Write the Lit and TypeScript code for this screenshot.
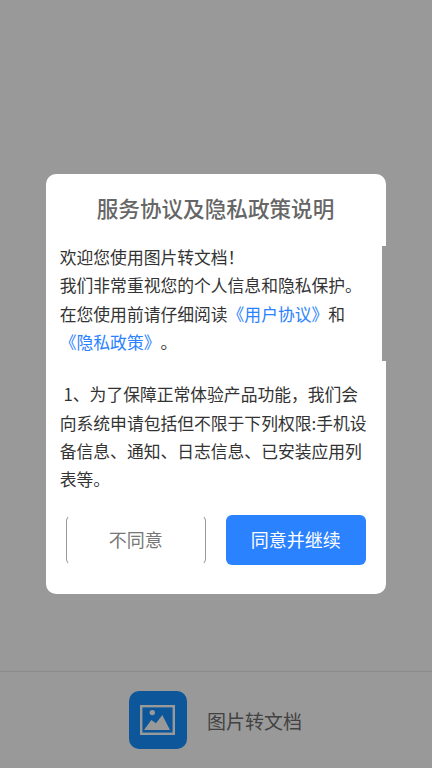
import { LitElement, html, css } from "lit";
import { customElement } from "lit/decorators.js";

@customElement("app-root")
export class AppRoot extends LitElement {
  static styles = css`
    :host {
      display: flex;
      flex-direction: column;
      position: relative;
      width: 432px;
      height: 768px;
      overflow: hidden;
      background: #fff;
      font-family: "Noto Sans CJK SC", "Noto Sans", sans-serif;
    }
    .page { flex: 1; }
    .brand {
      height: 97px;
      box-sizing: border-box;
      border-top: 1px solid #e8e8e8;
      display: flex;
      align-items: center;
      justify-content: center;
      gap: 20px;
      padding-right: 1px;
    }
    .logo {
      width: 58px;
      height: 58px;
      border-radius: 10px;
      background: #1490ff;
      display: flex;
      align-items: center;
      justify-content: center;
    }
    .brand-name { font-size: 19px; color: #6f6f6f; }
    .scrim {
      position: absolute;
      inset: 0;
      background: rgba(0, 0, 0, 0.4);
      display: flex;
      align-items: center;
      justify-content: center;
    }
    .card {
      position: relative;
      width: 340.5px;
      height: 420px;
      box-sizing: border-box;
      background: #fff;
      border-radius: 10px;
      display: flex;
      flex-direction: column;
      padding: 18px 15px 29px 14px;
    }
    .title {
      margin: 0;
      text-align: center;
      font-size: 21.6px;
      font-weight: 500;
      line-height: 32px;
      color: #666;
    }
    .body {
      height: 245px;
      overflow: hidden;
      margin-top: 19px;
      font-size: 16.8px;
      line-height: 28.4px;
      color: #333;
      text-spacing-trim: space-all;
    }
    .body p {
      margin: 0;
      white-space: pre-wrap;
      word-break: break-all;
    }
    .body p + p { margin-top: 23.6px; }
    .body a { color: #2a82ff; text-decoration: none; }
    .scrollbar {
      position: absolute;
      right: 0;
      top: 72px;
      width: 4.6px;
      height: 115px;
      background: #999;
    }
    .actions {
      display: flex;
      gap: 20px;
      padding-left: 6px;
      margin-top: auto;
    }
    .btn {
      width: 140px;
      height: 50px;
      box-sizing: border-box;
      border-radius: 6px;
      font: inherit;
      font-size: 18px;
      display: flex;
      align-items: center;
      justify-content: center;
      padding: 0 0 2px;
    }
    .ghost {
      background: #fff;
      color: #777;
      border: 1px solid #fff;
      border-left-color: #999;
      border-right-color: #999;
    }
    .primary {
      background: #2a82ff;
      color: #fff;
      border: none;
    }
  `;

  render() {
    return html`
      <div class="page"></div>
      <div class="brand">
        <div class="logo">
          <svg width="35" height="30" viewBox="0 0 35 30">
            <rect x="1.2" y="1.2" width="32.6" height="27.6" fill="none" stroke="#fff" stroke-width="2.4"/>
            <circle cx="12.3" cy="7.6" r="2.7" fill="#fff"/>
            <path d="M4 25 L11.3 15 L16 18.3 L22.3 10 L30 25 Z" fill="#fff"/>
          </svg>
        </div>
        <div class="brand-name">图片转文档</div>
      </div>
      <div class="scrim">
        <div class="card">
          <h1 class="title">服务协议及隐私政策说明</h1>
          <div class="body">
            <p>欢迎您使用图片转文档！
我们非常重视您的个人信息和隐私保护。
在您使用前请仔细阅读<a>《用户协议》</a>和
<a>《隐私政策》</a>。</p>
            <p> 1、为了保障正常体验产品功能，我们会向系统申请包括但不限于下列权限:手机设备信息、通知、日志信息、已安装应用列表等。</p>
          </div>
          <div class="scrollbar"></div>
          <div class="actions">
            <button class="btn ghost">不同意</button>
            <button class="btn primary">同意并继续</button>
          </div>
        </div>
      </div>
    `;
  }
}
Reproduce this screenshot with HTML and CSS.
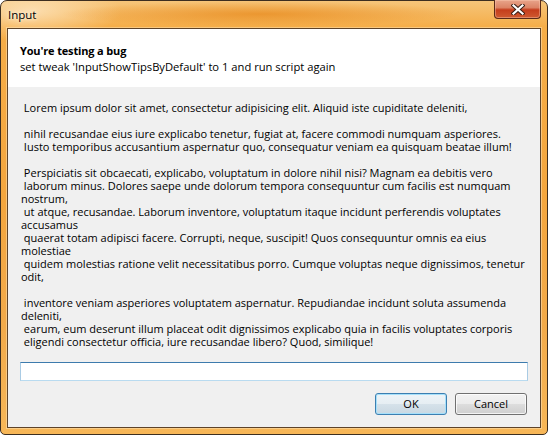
###
Set down every entry word for word, but omit the pictures.

*Final answer*.
Write the Lit and TypeScript code for this screenshot.
import { LitElement, html, css } from "lit";
import { customElement } from "lit/decorators.js";

@customElement("app-root")
export class AppRoot extends LitElement {
  static styles = css`
    :host {
      display: flex;
      flex-direction: column;
      position: relative;
      width: 432px;
      height: 768px;
      overflow: hidden;
      background: #fff;
      font-family: "Noto Sans CJK SC", "Noto Sans", sans-serif;
    }
    .page { flex: 1; }
    .brand {
      height: 97px;
      box-sizing: border-box;
      border-top: 1px solid #e8e8e8;
      display: flex;
      align-items: center;
      justify-content: center;
      gap: 20px;
      padding-right: 1px;
    }
    .logo {
      width: 58px;
      height: 58px;
      border-radius: 10px;
      background: #1490ff;
      display: flex;
      align-items: center;
      justify-content: center;
    }
    .brand-name { font-size: 19px; color: #6f6f6f; }
    .scrim {
      position: absolute;
      inset: 0;
      background: rgba(0, 0, 0, 0.4);
      display: flex;
      align-items: center;
      justify-content: center;
    }
    .card {
      position: relative;
      width: 340.5px;
      height: 420px;
      box-sizing: border-box;
      background: #fff;
      border-radius: 10px;
      display: flex;
      flex-direction: column;
      padding: 18px 15px 29px 14px;
    }
    .title {
      margin: 0;
      text-align: center;
      font-size: 21.6px;
      font-weight: 500;
      line-height: 32px;
      color: #666;
    }
    .body {
      height: 245px;
      overflow: hidden;
      margin-top: 19px;
      font-size: 16.8px;
      line-height: 28.4px;
      color: #333;
      text-spacing-trim: space-all;
    }
    .body p {
      margin: 0;
      white-space: pre-wrap;
      word-break: break-all;
    }
    .body p + p { margin-top: 23.6px; }
    .body a { color: #2a82ff; text-decoration: none; }
    .scrollbar {
      position: absolute;
      right: 0;
      top: 72px;
      width: 4.6px;
      height: 115px;
      background: #999;
    }
    .actions {
      display: flex;
      gap: 20px;
      padding-left: 6px;
      margin-top: auto;
    }
    .btn {
      width: 140px;
      height: 50px;
      box-sizing: border-box;
      border-radius: 6px;
      font: inherit;
      font-size: 18px;
      display: flex;
      align-items: center;
      justify-content: center;
      padding: 0 0 2px;
    }
    .ghost {
      background: #fff;
      color: #777;
      border: 1px solid #fff;
      border-left-color: #999;
      border-right-color: #999;
    }
    .primary {
      background: #2a82ff;
      color: #fff;
      border: none;
    }
  `;

  render() {
    return html`
      <div class="page"></div>
      <div class="brand">
        <div class="logo">
          <svg width="35" height="30" viewBox="0 0 35 30">
            <rect x="1.2" y="1.2" width="32.6" height="27.6" fill="none" stroke="#fff" stroke-width="2.4"/>
            <circle cx="12.3" cy="7.6" r="2.7" fill="#fff"/>
            <path d="M4 25 L11.3 15 L16 18.3 L22.3 10 L30 25 Z" fill="#fff"/>
          </svg>
        </div>
        <div class="brand-name">图片转文档</div>
      </div>
      <div class="scrim">
        <div class="card">
          <h1 class="title">服务协议及隐私政策说明</h1>
          <div class="body">
            <p>欢迎您使用图片转文档！
我们非常重视您的个人信息和隐私保护。
在您使用前请仔细阅读<a>《用户协议》</a>和
<a>《隐私政策》</a>。</p>
            <p> 1、为了保障正常体验产品功能，我们会向系统申请包括但不限于下列权限:手机设备信息、通知、日志信息、已安装应用列表等。</p>
          </div>
          <div class="scrollbar"></div>
          <div class="actions">
            <button class="btn ghost">不同意</button>
            <button class="btn primary">同意并继续</button>
          </div>
        </div>
      </div>
    `;
  }
}
Reproduce this screenshot with HTML and CSS.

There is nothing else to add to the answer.